N: Sei soddisfatto di quanto ottenuto negli anni su Youtube?



SC: Sono molto soddisfatto del lavoro fatto sui social in genere perché sono riuscito a fare quello che volevo con il supporto di tante persone. Inoltre ho scoperto di aver dato un mio piccolo contributo in tante situazioni diverse. Il mio scopo era semplicemente documentare per le persone comuni, mostrare come sono fatti certi luoghi, quartieri e borgate rispetto a quello che mostrano certi servizi tv.

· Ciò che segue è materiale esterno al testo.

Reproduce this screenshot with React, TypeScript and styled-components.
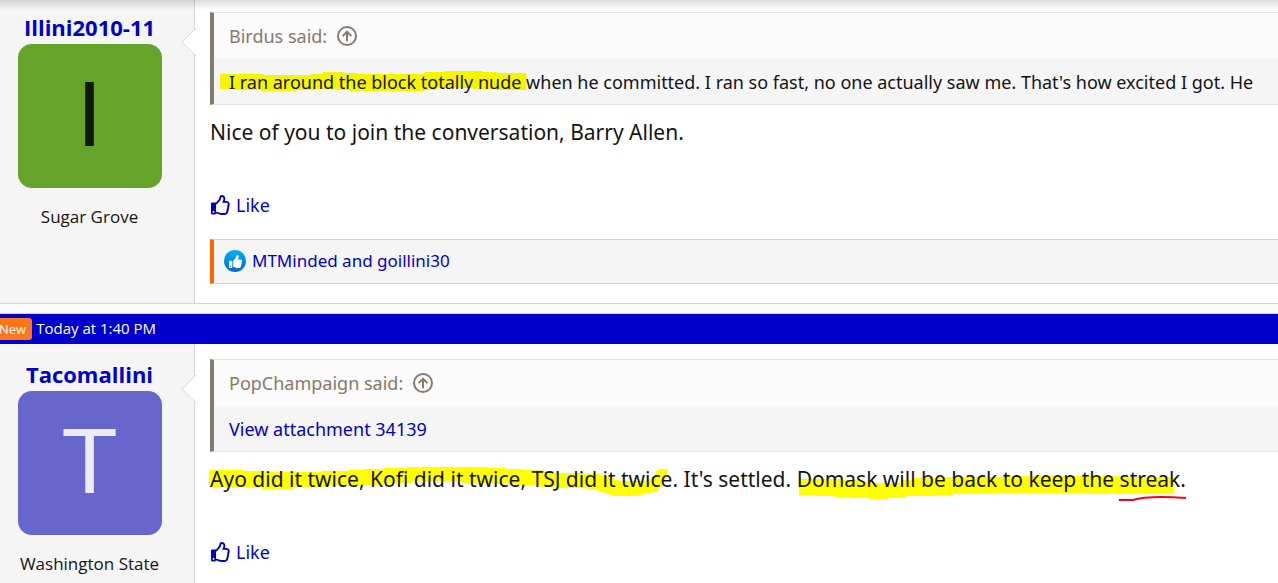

Ovviamente, vista la grande risonanza che i miei video hanno avuto, chi occupa posti di responsabilità sarebbe molto miope se non avesse mai agito di conseguenza per ovviare ad una criticità che io evidenziavo. In particolare ho notato che dopo un video di denuncia fatto con Franchino sullo stato degli alberi in un famoso viale di Roma, qualcosa si è mosso ed in questi giorni stanno potando dopo anni di immobilità. Lo stesso dicasi per alcuni casi documentati con “Quartieri criminali”, dove emittenti e giornali locali hanno cavalcato l’onda dei miei video per fare servizi su certe situazioni particolari.




N: Hai mai pensato di iniziare a parlare e girare in altre città italiane al di fuori di Roma?


SC: Mi piace molto cambiare i miei format perché ho sempre idee che mi piacerebbe vedere realizzate ma, ovviamente, i mezzi ed i budget sono sempre e solo i miei perciò molto limitati altrimenti avrei già fatto tante altre cose oltre a quelle che porto avanti. Ad esempio, per “Quartieri criminali” siamo stati invitati ovunque in Italia ed abbiamo tanti contatti nelle altre città anche grazie alle realtà sportive che sul territorio aiutano i ragazzi. Purtroppo, come detto prima, abbiamo un problema di budget ed al momento non possiamo permetterci una trasferta. Mi auguro che in futuro una produzione possa supportarci per realizzare prodotti migliori in tutte le città di Italia.